A president who declares himself as a 'stable genius' and makes foreign policy based on instincts cannot be tackled easily

by Kanwal Sibal

The US is today our most important partner overall in terms of trade, investment, services and technology, not to mention a growing defence relationship. Our people-to-people ties are the closest taking into account the quality of our diaspora, the number of Indian students and cultural flows.

Volatile Trump

However, that does not make the relationship easy. The US as a global power has foreign policy priorities that differ from ours. The US is more important to us as a partner than India is for the US and, therefore, it can make more demands on us than we can make on it, and apply more pressure points. India's challenge is to successfully manage an unequal relationship. The advent of Donald Trump has made the management even more difficult. He is mercurial. A president, who declares himself as a "stable genius" who possesses "unmatched wisdom", makes foreign policy based on instincts and is obsessed with deal-making, cannot be handled easily.

True, the 'Howdy Modi' event at Houston went off exceedingly well and a fresh personal rapport with Trump was re-established. But then Trump has rocked established ties even with allies, openly supporting Brexit, displaying hostility to the European Union, abandoning his Kurdish allies in northern Syria, countenancing a Turkish invasion of Syria and then threatening to destroy the Turkish economy if it did not halt its military operations.

His letter to Turkish president Recep Tayyip Erdogan, asking him not to go down in history as the slaughterer of Kurds, not be a fool and make a deal breaches all norms of diplomatic communication between heads of state. Therefore, it would be wise not to bank too much on the good personal chemistry between Prime Minister Narendra Modi and Trump visible at Houston as a cushion against the US President's erratic behaviour. On India-Pakistan issues he has already created confusion through mediation talk and lauding Modi and Pakistan PM Imran Khan (the unhinged military puppet) equally. On the Kashmir issue, the American liberal press and Pakistani propaganda is conditioning even political thinking, with the US Congress organising a hearing on Kashmir focused on human rights violations. Such American interference can set back the trust building in bilateral ties that has progressed well until now.

Changing Tides

Trade issues have become a source of tension in bilateral ties, with concerns that if they remain unresolved a Section 301 investigation could start against India with deleterious consequences. Some lobbies, including domestic, have begun to argue that with the slowdown in India's economic growth the US may lose interest in India, raising the obvious question whether the India-US relationship is strategic or merely a business proposition. If it is strategic, then the lowering of the growth rate from 7 per cent to 6 per cent should not matter in the larger perspective. We have also the challenge of managing our ties with an adversary like China.

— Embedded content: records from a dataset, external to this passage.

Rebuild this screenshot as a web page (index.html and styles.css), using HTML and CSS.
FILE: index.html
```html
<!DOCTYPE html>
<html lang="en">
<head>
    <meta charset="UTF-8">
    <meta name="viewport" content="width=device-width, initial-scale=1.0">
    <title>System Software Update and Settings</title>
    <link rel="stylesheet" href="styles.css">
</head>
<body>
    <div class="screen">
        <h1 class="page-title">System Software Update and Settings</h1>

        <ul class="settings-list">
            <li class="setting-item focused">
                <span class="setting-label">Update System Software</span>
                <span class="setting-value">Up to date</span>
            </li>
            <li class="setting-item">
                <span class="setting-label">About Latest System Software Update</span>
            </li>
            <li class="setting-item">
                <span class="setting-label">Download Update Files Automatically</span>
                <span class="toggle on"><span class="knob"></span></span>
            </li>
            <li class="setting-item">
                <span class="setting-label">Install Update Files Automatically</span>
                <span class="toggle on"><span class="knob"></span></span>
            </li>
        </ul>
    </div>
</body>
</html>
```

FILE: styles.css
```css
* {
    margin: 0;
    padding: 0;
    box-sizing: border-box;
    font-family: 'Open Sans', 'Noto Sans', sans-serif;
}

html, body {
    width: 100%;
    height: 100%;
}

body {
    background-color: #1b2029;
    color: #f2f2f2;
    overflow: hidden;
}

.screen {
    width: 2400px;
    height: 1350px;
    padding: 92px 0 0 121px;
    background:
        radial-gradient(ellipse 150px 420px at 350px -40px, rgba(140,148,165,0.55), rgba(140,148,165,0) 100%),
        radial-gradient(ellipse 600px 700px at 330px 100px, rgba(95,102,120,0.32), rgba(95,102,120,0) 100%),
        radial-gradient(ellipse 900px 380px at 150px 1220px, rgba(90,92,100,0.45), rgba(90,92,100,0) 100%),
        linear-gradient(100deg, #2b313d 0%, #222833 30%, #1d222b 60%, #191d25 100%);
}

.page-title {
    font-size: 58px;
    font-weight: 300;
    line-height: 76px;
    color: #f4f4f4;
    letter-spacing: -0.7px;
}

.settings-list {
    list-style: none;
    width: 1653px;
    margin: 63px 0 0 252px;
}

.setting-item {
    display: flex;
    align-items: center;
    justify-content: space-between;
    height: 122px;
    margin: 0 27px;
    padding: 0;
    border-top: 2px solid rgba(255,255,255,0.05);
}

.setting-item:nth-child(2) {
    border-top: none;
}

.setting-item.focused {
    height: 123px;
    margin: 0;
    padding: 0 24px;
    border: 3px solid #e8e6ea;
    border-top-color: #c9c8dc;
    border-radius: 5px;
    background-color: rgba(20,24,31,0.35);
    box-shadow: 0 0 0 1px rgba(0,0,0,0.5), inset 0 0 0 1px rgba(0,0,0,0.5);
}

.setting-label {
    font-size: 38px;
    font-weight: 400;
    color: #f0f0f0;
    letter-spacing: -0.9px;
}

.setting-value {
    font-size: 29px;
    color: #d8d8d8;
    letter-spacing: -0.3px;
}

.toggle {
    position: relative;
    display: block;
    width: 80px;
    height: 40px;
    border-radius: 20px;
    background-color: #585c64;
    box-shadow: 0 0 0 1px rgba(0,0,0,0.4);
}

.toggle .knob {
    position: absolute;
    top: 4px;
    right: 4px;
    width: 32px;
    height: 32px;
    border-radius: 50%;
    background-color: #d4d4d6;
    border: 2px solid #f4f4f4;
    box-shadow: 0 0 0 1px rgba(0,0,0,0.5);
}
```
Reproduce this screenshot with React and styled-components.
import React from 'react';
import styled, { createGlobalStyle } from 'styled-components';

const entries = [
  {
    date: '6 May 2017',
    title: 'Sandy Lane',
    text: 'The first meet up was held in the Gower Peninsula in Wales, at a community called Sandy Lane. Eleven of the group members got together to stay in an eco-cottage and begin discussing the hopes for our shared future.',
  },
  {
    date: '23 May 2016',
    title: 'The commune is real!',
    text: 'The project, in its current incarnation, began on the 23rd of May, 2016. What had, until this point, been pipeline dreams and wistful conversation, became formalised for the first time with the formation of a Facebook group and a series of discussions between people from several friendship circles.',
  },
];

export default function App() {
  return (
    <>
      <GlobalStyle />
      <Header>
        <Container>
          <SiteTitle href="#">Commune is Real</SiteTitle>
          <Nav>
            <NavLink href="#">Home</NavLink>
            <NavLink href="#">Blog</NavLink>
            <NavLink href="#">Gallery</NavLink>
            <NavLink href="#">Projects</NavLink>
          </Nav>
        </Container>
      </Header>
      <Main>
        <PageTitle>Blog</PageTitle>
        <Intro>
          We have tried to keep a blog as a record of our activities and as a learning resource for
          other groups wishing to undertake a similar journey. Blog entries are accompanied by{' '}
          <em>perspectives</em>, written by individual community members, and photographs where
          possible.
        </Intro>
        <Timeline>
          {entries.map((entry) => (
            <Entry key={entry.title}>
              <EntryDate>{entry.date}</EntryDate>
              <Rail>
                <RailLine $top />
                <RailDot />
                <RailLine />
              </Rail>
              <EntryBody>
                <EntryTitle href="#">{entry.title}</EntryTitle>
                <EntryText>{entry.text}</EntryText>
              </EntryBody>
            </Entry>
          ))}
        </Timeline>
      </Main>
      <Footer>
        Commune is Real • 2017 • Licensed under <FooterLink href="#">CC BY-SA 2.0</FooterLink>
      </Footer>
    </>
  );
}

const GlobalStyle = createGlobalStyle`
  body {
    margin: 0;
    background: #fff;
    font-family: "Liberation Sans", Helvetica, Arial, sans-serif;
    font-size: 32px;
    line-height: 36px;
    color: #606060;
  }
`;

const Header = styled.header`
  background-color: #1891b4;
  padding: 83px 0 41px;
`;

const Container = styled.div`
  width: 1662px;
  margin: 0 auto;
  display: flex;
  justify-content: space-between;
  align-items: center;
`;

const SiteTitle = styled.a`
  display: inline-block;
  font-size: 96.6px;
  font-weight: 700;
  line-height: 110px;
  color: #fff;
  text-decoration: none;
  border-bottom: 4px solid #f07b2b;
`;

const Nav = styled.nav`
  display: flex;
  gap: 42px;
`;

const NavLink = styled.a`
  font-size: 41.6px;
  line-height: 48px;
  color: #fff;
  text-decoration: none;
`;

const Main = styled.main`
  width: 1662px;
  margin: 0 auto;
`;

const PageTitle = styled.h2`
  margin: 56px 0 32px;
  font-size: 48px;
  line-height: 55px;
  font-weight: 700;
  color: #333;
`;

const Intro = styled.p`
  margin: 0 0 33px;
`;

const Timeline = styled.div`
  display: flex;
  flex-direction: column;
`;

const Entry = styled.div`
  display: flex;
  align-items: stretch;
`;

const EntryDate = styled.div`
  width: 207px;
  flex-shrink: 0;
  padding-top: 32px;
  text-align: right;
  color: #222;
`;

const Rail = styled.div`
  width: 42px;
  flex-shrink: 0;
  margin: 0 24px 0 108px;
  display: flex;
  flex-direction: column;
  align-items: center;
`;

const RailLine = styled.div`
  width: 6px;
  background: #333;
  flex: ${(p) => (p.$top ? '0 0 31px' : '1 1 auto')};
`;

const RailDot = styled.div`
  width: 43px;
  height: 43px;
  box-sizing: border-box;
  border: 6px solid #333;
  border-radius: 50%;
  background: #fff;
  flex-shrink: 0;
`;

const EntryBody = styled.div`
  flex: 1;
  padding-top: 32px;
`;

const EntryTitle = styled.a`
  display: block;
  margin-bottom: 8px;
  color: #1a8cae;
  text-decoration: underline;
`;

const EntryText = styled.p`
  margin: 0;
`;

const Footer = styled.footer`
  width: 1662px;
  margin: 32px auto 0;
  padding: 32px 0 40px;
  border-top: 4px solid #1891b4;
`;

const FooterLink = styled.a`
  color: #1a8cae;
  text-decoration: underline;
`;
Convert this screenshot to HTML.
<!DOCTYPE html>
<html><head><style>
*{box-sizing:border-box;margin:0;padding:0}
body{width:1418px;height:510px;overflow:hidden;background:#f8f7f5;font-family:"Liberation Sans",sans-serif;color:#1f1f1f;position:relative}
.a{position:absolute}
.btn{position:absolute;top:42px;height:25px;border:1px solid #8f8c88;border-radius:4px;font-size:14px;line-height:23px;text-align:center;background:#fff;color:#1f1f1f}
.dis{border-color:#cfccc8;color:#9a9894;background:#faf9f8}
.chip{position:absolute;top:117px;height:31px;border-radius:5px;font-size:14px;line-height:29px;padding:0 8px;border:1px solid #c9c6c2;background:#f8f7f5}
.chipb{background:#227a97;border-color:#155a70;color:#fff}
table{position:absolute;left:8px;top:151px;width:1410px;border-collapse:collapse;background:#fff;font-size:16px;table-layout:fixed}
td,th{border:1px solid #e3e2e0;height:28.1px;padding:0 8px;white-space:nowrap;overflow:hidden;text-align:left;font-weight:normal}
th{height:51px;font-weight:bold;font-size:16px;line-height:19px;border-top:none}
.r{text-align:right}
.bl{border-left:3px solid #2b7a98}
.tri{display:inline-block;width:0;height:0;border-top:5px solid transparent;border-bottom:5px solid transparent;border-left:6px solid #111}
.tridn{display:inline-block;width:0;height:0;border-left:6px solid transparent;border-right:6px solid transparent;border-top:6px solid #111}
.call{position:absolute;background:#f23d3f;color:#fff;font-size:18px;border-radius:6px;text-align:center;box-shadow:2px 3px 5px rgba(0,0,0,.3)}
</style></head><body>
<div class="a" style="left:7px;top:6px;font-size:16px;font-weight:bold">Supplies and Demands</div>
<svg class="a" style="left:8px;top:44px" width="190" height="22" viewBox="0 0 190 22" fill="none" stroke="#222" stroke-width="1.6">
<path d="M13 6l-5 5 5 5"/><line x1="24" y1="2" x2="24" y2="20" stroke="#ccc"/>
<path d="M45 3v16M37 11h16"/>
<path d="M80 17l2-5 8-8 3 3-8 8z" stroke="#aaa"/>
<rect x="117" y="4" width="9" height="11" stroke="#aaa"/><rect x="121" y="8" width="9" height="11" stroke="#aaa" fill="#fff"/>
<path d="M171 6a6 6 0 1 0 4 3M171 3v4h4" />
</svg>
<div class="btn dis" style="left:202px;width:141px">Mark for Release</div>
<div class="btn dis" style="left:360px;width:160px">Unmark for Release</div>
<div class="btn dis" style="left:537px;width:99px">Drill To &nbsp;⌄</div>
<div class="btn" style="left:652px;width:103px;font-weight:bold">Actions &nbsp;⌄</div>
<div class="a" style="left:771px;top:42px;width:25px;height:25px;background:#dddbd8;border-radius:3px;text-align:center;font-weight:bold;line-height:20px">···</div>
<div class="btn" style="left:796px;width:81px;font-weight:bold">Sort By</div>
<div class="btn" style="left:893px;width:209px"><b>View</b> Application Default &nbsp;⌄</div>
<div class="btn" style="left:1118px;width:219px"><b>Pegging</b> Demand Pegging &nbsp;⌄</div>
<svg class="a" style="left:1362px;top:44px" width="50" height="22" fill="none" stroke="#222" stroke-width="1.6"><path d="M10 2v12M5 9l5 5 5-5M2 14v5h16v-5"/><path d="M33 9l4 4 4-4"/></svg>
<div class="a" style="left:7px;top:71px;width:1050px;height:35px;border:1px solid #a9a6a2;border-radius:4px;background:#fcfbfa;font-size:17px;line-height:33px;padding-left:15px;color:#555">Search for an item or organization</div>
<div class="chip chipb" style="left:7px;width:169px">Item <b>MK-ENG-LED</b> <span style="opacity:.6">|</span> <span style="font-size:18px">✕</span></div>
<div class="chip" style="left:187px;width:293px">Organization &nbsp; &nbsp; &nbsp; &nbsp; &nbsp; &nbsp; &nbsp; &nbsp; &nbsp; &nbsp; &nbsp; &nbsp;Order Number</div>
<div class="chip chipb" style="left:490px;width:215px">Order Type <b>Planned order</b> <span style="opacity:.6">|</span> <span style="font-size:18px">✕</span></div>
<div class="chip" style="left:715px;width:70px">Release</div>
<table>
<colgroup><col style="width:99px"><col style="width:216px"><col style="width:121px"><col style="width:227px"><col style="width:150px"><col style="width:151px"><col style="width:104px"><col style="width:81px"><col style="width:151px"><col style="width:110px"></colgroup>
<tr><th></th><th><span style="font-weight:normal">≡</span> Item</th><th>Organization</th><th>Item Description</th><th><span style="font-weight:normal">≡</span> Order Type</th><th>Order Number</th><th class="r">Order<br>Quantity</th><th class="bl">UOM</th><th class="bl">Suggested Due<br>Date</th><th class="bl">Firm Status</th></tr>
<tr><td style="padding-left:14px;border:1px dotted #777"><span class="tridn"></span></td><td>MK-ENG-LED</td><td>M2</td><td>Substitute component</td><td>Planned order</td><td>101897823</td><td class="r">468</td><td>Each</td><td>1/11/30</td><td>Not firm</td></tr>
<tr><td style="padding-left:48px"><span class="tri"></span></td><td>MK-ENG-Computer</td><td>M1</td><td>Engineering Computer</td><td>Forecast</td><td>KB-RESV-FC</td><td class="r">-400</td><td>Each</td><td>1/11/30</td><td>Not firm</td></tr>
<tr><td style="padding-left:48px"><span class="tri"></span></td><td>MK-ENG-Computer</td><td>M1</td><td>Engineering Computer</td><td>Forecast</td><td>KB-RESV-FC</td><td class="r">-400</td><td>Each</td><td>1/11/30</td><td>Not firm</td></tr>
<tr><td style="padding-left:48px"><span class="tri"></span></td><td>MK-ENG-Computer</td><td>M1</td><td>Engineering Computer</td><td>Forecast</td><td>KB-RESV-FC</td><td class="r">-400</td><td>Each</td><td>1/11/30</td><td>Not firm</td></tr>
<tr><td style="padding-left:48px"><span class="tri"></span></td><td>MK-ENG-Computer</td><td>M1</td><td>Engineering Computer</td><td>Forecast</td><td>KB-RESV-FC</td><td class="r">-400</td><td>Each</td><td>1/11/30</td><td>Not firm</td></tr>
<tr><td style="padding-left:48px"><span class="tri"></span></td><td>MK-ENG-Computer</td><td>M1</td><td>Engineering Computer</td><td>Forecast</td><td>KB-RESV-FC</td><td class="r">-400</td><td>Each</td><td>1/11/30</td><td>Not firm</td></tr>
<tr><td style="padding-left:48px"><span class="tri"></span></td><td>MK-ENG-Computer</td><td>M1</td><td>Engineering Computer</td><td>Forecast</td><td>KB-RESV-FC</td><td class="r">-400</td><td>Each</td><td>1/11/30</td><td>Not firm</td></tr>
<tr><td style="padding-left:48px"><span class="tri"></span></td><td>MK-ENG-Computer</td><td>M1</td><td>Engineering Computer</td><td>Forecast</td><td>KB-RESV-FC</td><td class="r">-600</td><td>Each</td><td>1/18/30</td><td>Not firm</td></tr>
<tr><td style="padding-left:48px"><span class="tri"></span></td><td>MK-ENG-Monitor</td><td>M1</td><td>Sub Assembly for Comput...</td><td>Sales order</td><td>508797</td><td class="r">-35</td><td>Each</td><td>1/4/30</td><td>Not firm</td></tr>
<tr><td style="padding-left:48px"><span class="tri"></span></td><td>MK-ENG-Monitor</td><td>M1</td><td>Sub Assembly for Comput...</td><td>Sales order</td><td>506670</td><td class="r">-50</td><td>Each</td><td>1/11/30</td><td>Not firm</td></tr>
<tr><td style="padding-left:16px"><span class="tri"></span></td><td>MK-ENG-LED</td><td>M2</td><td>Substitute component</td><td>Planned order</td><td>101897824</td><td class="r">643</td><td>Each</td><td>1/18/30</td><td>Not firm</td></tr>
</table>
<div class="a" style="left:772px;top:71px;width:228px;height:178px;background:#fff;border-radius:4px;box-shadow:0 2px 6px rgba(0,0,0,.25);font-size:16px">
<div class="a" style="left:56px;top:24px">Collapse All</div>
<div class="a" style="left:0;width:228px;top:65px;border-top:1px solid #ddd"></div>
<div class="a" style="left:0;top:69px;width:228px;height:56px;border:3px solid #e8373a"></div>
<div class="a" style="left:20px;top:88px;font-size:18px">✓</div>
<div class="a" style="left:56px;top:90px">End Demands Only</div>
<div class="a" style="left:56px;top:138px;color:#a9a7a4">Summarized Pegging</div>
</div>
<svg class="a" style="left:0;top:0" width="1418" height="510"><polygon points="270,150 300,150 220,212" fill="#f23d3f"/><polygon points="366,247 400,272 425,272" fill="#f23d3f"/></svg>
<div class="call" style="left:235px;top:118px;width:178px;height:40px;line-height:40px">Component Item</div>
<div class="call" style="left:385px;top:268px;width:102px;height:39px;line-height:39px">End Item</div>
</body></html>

Our northern neighbour is an important element in the shaping of our foreign policy in the Indo-Pacific region. By accepting the maritime security linkage between the Indian Ocean, which is in our sphere of influence strategically, and the Pacific Ocean — in particular western Pacific — where US power through alliances, bases and positioning of a large number of military personnel on the ground and a formidable naval capacity on sea, we have recognised the need to cooperate to counter China's hegemonic ambitions in Asia for which China is developing a powerful Navy. But we have also seen that US power in the western Pacific has not been able to curtail China's expansionism in the South China Sea. If the US is failing to adequately address the China challenge in an area where its interests are deeply enmeshed with those of its allies, the deterrent value of a strong US-India strategic relationship against China's expansionism in the Indian Ocean becomes relatively uncertain.

Tackling Beijing

This would explain why India needs to keep China engaged. China cannot be ignored, not only by virtue of its global economic role today, but as a contiguous neighbour that presents a direct territorial threat and an indirect one by securing strong political, economic and maritime footholds in the countries around us.

The Wuhan spirit and the Chennai connect are pragmatic ways to handle China's leadership to keep differences under control and communication channels available to avoid a confrontation. If stronger security ties with the US are a hedge against China's disruptive conduct, engagement with China is a hedge against uncertain American deal-making policies under Trump.

With such considerations in mind - of a double hedging - India has modulated its approach to the Indo-Pacific concept by tuning it to Association of Southeast Asian Nations (ASEAN) requirements, as it is ASEAN that connects the Indian Ocean to the Pacific Ocean and the grouping does not want to antagonise China or be forced to take sides. At the same time, India has balanced this by agreeing to raise the Quad to a political level just before President Xi Jinping's India visit so that the messaging to China is clear. In sum, as the external affairs minister Subrahmanyam Jaishankar thoughtfully said in Washington recently on the future of India-US ties - India seeks convergence in a multi-polar world not congruence, and called for pressing the "refresh" button in India-US ties.